Anthony Minghella 1954 -2008


When I was in college, I had a huge crush on Ralph Fiennes. Huge, as in I would go out of my way to watch every movie he was in. And this was in the late 90s when art films were hard to come by. Either you go to Video 48 or search every ACA Video store to find what you are looking for.

But I loved Ralph Fiennes best in Anthony Minghella’s The English Patient. l simply loved the movie. I think I’ve seen it more than five times and for several years it was my Christmas vacation movie. I so loved it that in the end I also became a fan of Anthony Minghella.

I think first and foremost Minghella was a writer, which was quite evident in his films. His screenplays were nuanced and his characters were always complex whether they are in the grips of love (Almasy, The English Patient) or aspiring to be someone else (Ripley, The Talented Mr. Ripley). Minghella was never the type who would simplify things. Volumes are said in a single glance or a twitch of an eye. When Almasy first met Katherine, the woman with whom he would have an affair with, they talked about books but they could very well be talking about themselves.

“I’ve never read anyone who used so few adjectives,” she told him.

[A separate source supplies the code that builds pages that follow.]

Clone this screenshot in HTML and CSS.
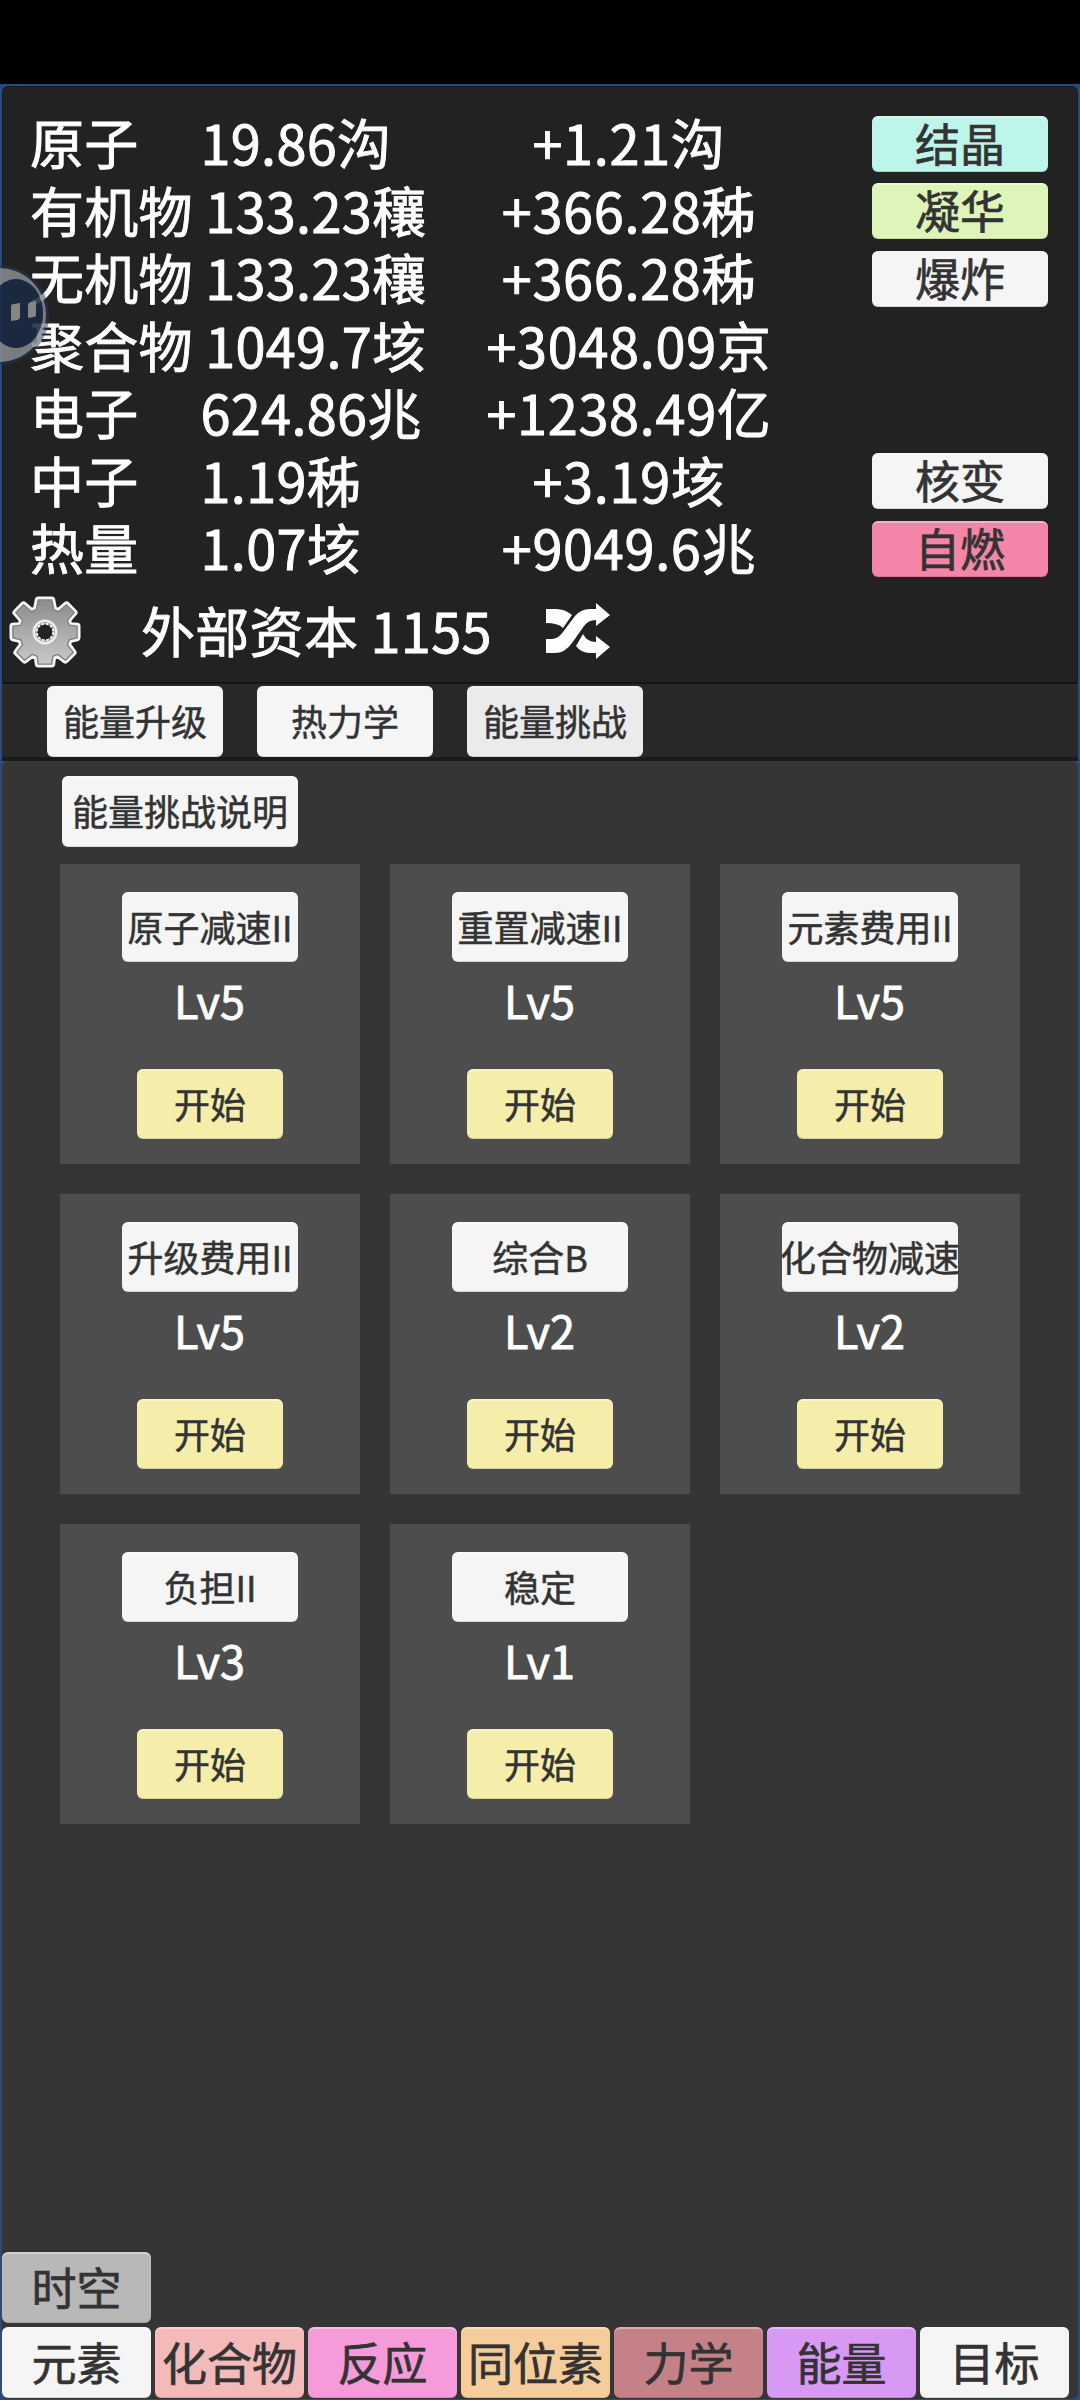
FILE: index.html
```
<!DOCTYPE html>
<html lang="zh-CN">
<head>
    <meta charset="UTF-8">
    <meta name="viewport" content="width=device-width, initial-scale=1.0">
    <title>能量挑战</title>
    <link rel="stylesheet" href="styles.css">
</head>
<body>
    <div class="game">
        <div class="resources">
            <div class="row"><span class="amount">原子     19.86沟</span><span class="rate">+1.21沟</span><button class="btn cyan">结晶</button></div>
            <div class="row"><span class="amount">有机物 133.23穰</span><span class="rate">+366.28秭</span><button class="btn green">凝华</button></div>
            <div class="row"><span class="amount">无机物 133.23穰</span><span class="rate">+366.28秭</span><button class="btn">爆炸</button></div>
            <div class="row"><span class="amount">聚合物 1049.7垓</span><span class="rate">+3048.09京</span></div>
            <div class="row"><span class="amount">电子     624.86兆</span><span class="rate">+1238.49亿</span></div>
            <div class="row"><span class="amount">中子     1.19秭</span><span class="rate">+3.19垓</span><button class="btn">核变</button></div>
            <div class="row"><span class="amount">热量     1.07垓</span><span class="rate">+9049.6兆</span><button class="btn pink">自燃</button></div>
            <div class="capital">
                <svg class="gear" width="72" height="74" viewBox="-37 -38 74 76">
                    <defs>
                        <linearGradient id="metal" x1="0" y1="0" x2="0" y2="1">
                            <stop offset="0" stop-color="#8c8c8c"/>
                            <stop offset="1" stop-color="#c9c9c9"/>
                        </linearGradient>
                        <path id="cog" d="M-7 -33 H7 L9 -23 L14 -21 L22 -28 L30 -20 L23 -12 L25 -7 L33 -6 V6 L25 8 L23 13 L29 21 L21 29 L13 23 L8 25 L7 33 H-7 L-8 25 L-13 23 L-21 29 L-29 21 L-23 13 L-25 8 L-33 6 V-6 L-25 -7 L-23 -12 L-30 -20 L-22 -28 L-14 -21 L-9 -23 Z"/>
                    </defs>
                    <use href="#cog" fill="#eee" stroke="#f4f4f4" stroke-width="7" stroke-linejoin="round"/>
                    <use href="#cog" fill="url(#metal)" stroke="#808080" stroke-width="1.4" stroke-linejoin="round"/>
                    <circle r="11.5" fill="#999" stroke="#eee" stroke-width="2.5"/>
                    <circle r="8.5" fill="#222" stroke="#f4f4f4" stroke-width="2" stroke-dasharray="3 1.5"/>
                </svg>
                <span class="capital-text">外部资本 1155</span>
                <svg class="shuffle" width="64" height="56" viewBox="0 0 64 56">
                    <g fill="#fff">
                        <path d="M0 6 H10 Q19 6 26 12 L17 25 Q12 20 0 20 Z"/>
                        <path d="M0 36 H6 Q12 36 17 29 L29 13 Q35 6 44 6 H50 V0 L64 12 L50 23 V17 Q42 17 38 23 L26 40 Q19 50 9 50 H0 Z"/>
                        <path d="M37 31 Q41 39 50 39 V33 L64 44 L50 56 V50 H44 Q35 50 30 43 Z"/>
                    </g>
                </svg>
            </div>
        </div>
        <div class="tabs">
            <button class="btn">能量升级</button>
            <button class="btn">热力学</button>
            <button class="btn active">能量挑战</button>
        </div>
        <div class="content">
            <button class="btn help">能量挑战说明</button>
            <div class="challenges">
                <div class="card"><button class="btn name">原子减速II</button><p>Lv5</p><button class="btn start">开始</button></div>
                <div class="card"><button class="btn name">重置减速II</button><p>Lv5</p><button class="btn start">开始</button></div>
                <div class="card"><button class="btn name">元素费用II</button><p>Lv5</p><button class="btn start">开始</button></div>
                <div class="card"><button class="btn name">升级费用II</button><p>Lv5</p><button class="btn start">开始</button></div>
                <div class="card"><button class="btn name">综合B</button><p>Lv2</p><button class="btn start">开始</button></div>
                <div class="card"><button class="btn name long">化合物减速</button><p>Lv2</p><button class="btn start">开始</button></div>
                <div class="card"><button class="btn name">负担II</button><p>Lv3</p><button class="btn start">开始</button></div>
                <div class="card"><button class="btn name">稳定</button><p>Lv1</p><button class="btn start">开始</button></div>
            </div>
            <div class="nav">
                <button class="btn gray">时空</button>
                <div class="nav-row">
                    <button class="btn">元素</button>
                    <button class="btn salmon">化合物</button>
                    <button class="btn magenta">反应</button>
                    <button class="btn orange">同位素</button>
                    <button class="btn rose">力学</button>
                    <button class="btn purple">能量</button>
                    <button class="btn">目标</button>
                </div>
            </div>
        </div>
    </div>

    <!-- floating helper, half hidden behind the screen edge -->
    <svg class="floater" width="52" height="104" viewBox="0 0 52 104">
        <circle cx="-1" cy="52" r="50" fill="#20355c" fill-opacity="0.5"/>
        <path fill="#a09f9b" fill-opacity="0.7" fill-rule="evenodd" d="M-1 5 A47 47 0 0 1 -1 99 Z M16 16 A27 34.5 0 0 0 16 85 A27 34.5 0 0 0 16 16 Z"/>
        <ellipse cx="16" cy="50.5" rx="27" ry="34.5" fill="#1a2842" fill-opacity="0.75"/>
        <path d="M11 43 Q11 41 14 41 L20 40 V55 L18 57 L11 58 Z M28 41 L30 39 L36 38 V53 L34 54 L28 55 Z" fill="#858583"/>
    </svg>
</body>
</html>
```
FILE: styles.css
```
* {
    box-sizing: border-box;
}
body {
    margin: 0;
    padding-top: 84px;
    height: 2400px;
    background-color: #000;
    font-family: "Noto Sans CJK SC", sans-serif;
    color: #fff;
    overflow: hidden;
    -webkit-text-stroke: 0.9px currentColor;
}
.game {
    display: flex;
    flex-direction: column;
    height: 2316px;
    padding: 2px 2px 1px;
    background-color: #2c4a7c;
}
.resources {
    height: 598px;
    padding: 23px 29px 0 27px;
    background-color: #222;
    border: 1px solid #141a24;
    border-bottom: 2px solid #151515;
    border-radius: 6px 6px 0 0;
    font-size: 54px;
}
.row {
    display: grid;
    grid-template-columns: 429px 340px 1fr;
    align-items: center;
    height: 67.5px;
    line-height: 63px;
    white-space: pre;
}
.amount,
.rate {
    padding-bottom: 4px;
}
.amount {
    letter-spacing: 0.3px;
}
.rate {
    text-align: center;
    letter-spacing: 0.7px;
}
.btn {
    width: 176px;
    height: 71px;
    padding: 0 0 3px;
    border: none;
    border-radius: 6px;
    background-color: #f5f5f5;
    box-shadow: inset 0 2px 0 rgba(255, 255, 255, 0.35), inset 0 -1px 0 rgba(0, 0, 0, 0.12);
    color: #333;
    font-family: inherit;
    font-size: 36px;
    line-height: 1;
    white-space: nowrap;
    -webkit-text-stroke: 0.5px currentColor;
}
.row .btn {
    justify-self: end;
    height: 56px;
    font-size: 45px;
}
.capital {
    display: flex;
    align-items: center;
    height: 94px;
    margin-left: -21px;
}
.gear {
    margin-top: 4px;
}
.capital-text {
    width: 405px;
    margin-left: 60px;
    letter-spacing: 0.3px;
}
.shuffle {
    margin-top: 2px;
}
.tabs {
    display: flex;
    gap: 34px;
    height: 77px;
    padding: 2px 45px 0;
    background-color: #282828;
    border-bottom: 4px solid #1a1a1a;
}
.content {
    display: flex;
    flex-direction: column;
    flex: 1;
    padding-top: 15px;
    background-color: #353535;
    border-radius: 6px;
}
.help {
    width: 236px;
    margin-left: 60px;
}
.challenges {
    display: grid;
    grid-template-columns: repeat(3, 300px);
    grid-auto-rows: 300px;
    gap: 30px;
    margin: 17px 0 0 58px;
}
.card {
    display: flex;
    flex-direction: column;
    align-items: center;
    padding-top: 28px;
    background-color: #4d4d4d;
}
.card p {
    height: 107px;
    margin: 0;
    padding-right: 1px;
    font-size: 45px;
    line-height: 76px;
}
.card .btn {
    height: 70px;
}
.card .long {
    text-indent: -2px;
}
.card .start {
    width: 146px;
    background-color: #f5eeab;
}
.nav {
    display: flex;
    flex-direction: column;
    gap: 4px;
    margin-top: auto;
    padding-bottom: 1px;
}
.nav-row {
    display: flex;
    gap: 4px;
}
.nav .btn {
    width: 149px;
    font-size: 45px;
}
.row .btn,
.nav .btn {
    -webkit-text-stroke-width: 0.7px;
}
.btn.active { background-color: #ebebeb; }
.btn.cyan { background-color: #bdf5ea; }
.btn.green { background-color: #ddf5b8; }
.btn.pink { background-color: #f585a8; }
.btn.gray { background-color: #b8b8b8; }
.btn.salmon { background-color: #f4b9b9; }
.btn.magenta { background-color: #f59bd9; }
.btn.orange { background-color: #f5cd9b; }
.btn.rose { background-color: #c48188; }
.btn.purple { background-color: #d899f5; }
.floater {
    position: absolute;
    left: 0;
    top: 263px;
}
```
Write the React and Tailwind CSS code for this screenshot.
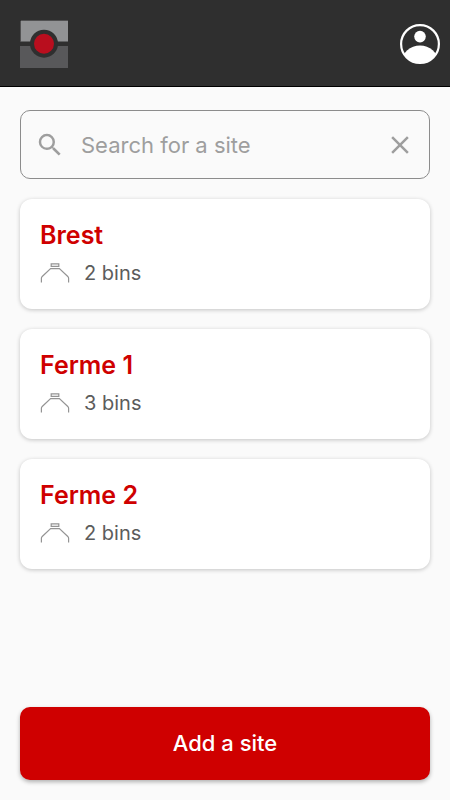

“A red car, a blue car, it’s still a car,” he said.

To which she replied: “Platonic love, romantic love…”

Almasy, who never cared for countries and sovereignties, was, in the end, suspected of being first, a German, and eventually, a British. Katherine, on the other hand, betrayed her husband, who she loved more as a friend than a husband, with someone that she deeply and truly loves.

His other films were “Breaking and Entering,” “Mr. Wonderful,” and “Truly, Deeply, Madly.”